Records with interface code
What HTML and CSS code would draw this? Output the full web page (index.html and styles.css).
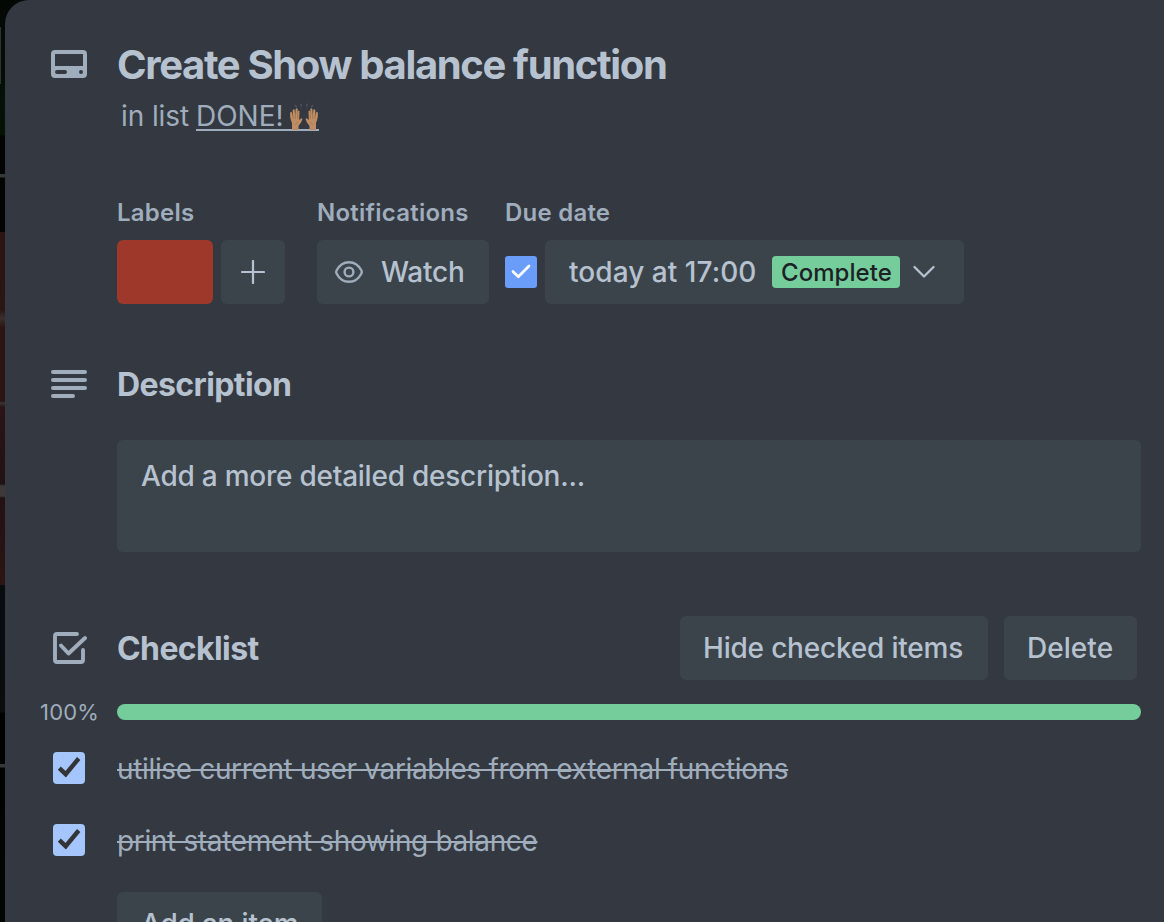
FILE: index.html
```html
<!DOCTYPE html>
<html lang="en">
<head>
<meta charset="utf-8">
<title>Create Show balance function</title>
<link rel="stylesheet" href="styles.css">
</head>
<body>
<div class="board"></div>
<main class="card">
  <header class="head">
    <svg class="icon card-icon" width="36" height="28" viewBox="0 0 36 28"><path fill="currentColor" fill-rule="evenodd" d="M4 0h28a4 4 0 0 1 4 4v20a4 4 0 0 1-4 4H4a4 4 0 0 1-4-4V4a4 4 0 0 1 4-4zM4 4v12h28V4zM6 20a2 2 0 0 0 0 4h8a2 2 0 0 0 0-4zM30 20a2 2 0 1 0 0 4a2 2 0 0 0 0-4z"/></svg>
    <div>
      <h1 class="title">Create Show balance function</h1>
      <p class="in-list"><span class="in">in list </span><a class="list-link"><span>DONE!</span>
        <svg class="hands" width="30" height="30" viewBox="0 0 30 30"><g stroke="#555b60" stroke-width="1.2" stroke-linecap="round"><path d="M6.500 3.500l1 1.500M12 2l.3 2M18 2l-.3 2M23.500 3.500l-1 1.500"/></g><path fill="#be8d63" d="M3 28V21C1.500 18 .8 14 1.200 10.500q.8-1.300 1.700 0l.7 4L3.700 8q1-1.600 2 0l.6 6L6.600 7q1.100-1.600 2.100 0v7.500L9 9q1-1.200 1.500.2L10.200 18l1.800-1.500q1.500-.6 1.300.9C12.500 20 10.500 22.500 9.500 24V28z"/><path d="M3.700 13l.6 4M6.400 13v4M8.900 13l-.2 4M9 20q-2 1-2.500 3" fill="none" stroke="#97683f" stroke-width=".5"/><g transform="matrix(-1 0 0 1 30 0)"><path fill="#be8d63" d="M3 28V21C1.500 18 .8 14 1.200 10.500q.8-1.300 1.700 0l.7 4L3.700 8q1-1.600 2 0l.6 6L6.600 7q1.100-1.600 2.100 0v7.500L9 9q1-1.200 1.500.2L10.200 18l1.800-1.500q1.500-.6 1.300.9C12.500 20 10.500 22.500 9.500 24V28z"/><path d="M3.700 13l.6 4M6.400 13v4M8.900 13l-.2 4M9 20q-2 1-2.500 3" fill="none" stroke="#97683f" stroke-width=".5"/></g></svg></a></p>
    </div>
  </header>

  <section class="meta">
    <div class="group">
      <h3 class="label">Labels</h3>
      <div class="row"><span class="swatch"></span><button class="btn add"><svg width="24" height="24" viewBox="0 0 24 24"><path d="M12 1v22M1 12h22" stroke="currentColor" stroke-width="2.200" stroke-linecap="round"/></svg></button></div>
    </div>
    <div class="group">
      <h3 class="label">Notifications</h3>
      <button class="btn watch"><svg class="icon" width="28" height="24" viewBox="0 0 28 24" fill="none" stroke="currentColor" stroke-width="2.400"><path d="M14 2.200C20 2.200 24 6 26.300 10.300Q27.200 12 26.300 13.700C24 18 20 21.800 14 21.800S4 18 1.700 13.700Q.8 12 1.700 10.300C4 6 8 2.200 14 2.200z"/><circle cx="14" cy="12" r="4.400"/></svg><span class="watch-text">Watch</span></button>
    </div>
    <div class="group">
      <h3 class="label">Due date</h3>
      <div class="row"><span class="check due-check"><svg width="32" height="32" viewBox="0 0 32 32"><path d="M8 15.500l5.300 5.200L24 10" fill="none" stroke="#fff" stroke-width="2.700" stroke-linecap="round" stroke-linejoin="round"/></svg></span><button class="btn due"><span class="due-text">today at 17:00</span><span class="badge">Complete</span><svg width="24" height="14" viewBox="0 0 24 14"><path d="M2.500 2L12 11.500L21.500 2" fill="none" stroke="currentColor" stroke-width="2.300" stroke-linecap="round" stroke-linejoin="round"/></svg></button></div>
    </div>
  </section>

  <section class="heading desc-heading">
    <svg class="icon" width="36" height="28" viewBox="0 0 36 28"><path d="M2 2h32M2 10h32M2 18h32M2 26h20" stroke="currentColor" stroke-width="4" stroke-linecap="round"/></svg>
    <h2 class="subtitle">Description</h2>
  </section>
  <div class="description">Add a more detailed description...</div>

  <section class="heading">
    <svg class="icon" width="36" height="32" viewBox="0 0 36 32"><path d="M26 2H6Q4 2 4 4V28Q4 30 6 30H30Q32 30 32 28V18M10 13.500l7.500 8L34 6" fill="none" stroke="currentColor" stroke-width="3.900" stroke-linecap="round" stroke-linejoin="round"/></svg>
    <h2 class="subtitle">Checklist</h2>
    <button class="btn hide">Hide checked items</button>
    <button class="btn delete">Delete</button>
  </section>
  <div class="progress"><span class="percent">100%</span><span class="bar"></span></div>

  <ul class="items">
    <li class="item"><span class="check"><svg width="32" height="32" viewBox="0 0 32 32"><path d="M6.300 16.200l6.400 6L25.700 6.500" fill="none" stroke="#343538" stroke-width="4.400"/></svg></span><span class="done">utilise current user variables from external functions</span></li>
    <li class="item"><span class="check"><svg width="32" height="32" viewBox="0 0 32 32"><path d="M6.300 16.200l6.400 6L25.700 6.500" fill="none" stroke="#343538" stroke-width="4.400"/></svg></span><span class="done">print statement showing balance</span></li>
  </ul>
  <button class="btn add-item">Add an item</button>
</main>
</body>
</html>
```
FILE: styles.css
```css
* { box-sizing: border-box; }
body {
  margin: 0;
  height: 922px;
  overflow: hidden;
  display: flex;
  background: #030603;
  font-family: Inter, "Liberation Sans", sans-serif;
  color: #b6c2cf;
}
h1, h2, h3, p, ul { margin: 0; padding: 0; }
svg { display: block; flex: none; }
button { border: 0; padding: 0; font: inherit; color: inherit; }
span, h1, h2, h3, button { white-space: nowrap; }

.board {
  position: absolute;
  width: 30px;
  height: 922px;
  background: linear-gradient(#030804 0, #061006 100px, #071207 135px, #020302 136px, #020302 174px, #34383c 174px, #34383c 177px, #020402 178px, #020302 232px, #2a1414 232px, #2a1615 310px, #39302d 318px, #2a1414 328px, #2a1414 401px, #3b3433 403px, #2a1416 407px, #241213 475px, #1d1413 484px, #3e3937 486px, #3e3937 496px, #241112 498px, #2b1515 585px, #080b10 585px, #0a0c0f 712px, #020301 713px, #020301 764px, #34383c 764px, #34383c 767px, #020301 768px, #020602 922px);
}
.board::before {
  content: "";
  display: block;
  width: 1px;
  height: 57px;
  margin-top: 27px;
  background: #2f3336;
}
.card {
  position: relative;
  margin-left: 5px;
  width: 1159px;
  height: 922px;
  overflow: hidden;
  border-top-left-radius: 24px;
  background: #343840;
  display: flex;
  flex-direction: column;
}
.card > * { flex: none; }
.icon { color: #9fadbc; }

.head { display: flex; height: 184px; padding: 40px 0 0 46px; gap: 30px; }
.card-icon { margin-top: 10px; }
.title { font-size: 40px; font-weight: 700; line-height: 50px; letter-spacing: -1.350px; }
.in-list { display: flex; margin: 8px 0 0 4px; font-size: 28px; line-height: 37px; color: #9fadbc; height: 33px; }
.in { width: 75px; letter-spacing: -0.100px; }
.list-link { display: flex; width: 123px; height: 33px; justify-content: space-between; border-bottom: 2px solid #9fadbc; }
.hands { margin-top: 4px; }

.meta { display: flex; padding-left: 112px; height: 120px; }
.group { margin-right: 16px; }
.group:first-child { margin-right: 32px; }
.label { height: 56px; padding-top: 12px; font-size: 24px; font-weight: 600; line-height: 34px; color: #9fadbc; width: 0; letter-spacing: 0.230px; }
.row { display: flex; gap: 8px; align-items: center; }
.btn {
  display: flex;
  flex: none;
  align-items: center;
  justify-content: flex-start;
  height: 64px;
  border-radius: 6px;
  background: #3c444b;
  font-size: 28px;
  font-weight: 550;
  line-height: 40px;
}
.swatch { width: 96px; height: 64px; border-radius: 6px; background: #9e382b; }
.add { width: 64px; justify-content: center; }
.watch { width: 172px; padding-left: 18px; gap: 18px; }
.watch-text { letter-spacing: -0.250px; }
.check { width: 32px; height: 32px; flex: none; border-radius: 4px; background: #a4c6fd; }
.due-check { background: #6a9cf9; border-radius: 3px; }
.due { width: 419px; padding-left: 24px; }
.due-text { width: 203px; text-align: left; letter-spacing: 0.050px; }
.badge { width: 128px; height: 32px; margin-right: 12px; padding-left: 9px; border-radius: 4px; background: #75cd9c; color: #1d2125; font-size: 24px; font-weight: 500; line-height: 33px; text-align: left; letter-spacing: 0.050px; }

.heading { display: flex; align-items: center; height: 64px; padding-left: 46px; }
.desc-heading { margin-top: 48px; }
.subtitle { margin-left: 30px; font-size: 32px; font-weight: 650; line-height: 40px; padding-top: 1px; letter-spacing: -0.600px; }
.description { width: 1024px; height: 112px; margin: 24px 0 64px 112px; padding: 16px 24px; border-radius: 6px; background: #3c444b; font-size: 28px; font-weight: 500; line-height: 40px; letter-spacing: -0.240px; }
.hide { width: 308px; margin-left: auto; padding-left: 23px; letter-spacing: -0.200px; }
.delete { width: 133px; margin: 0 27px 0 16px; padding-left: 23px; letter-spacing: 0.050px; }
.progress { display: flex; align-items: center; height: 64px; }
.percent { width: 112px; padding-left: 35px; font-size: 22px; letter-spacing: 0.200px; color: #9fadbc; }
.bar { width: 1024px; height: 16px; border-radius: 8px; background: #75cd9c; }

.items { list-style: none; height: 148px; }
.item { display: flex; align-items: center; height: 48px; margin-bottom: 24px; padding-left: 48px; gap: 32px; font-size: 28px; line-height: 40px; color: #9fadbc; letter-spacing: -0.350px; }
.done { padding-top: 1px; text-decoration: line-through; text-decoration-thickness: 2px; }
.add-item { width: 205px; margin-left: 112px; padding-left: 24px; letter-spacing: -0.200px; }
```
==
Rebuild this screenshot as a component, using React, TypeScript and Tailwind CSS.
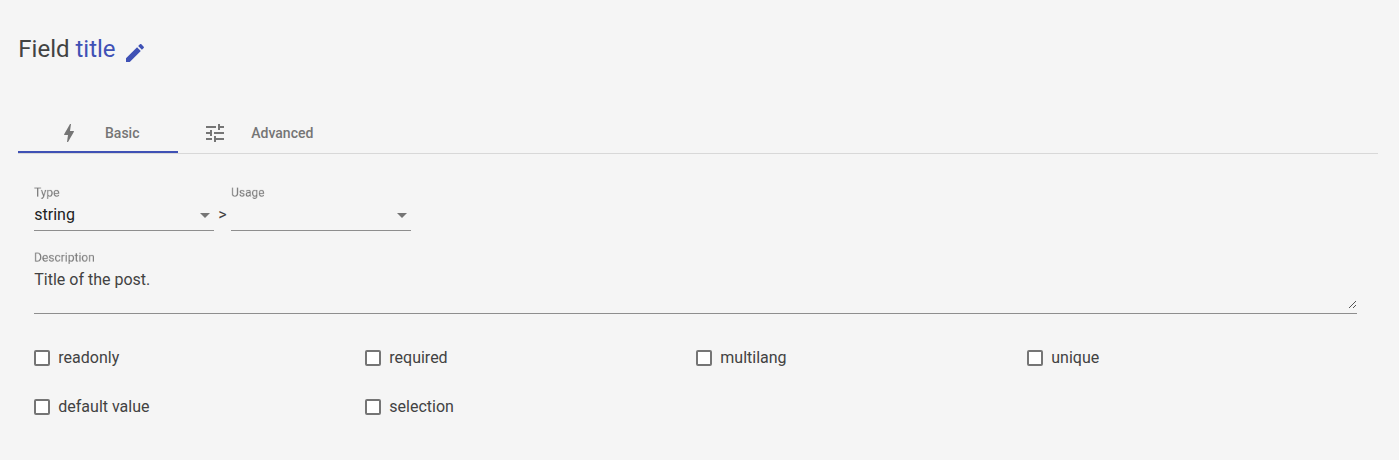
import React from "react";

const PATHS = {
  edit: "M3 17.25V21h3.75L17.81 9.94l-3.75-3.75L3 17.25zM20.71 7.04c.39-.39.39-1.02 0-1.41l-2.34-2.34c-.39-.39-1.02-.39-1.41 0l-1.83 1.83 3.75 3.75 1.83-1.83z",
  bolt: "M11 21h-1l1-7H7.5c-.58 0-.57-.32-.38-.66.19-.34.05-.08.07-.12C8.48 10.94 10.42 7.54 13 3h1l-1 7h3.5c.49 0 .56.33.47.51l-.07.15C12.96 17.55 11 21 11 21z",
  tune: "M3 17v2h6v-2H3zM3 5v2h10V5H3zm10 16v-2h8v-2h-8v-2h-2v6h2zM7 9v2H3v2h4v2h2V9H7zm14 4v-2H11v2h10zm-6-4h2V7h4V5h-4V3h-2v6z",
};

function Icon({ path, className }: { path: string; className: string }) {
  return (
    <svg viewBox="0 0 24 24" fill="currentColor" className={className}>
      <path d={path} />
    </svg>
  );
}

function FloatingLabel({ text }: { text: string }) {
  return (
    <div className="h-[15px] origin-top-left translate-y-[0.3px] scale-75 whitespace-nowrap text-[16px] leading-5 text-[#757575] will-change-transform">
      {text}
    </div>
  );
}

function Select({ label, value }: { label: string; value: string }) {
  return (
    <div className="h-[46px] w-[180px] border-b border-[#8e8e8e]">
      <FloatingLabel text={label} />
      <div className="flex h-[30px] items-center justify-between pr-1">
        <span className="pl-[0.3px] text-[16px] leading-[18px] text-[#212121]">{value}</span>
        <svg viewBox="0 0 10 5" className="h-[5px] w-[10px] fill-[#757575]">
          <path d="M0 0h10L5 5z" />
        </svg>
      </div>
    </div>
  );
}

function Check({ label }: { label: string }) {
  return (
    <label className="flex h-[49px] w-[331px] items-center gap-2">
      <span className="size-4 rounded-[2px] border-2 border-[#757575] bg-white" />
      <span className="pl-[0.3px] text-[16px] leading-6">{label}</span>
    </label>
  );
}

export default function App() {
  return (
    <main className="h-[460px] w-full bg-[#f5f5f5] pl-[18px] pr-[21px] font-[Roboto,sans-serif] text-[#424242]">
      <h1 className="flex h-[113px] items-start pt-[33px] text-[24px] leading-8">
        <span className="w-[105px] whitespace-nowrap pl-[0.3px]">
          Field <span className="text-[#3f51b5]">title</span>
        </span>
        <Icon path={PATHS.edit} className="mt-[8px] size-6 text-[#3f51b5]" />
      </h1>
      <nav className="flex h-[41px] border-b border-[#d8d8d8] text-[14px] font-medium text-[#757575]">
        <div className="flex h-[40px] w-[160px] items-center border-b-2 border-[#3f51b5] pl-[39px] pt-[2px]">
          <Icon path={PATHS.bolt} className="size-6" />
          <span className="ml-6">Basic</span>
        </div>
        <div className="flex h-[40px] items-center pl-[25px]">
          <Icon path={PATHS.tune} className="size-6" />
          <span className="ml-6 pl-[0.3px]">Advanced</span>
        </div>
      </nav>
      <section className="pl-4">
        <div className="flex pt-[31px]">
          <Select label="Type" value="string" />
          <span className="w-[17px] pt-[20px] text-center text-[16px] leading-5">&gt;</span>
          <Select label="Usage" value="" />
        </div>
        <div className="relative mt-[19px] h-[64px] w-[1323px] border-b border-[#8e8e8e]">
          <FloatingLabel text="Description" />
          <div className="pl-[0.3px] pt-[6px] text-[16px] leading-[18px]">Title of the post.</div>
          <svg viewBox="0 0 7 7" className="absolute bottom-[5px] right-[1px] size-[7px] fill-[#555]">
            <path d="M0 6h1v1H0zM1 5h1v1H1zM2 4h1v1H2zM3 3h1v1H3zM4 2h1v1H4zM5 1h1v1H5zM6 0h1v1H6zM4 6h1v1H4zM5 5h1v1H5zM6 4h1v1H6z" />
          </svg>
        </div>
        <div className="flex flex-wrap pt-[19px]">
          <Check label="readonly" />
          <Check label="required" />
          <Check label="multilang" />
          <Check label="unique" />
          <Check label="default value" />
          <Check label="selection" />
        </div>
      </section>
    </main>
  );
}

— Requirements —
Find every line containing the word "this", then give the total and nothing more.

— Reply to the exercise —
2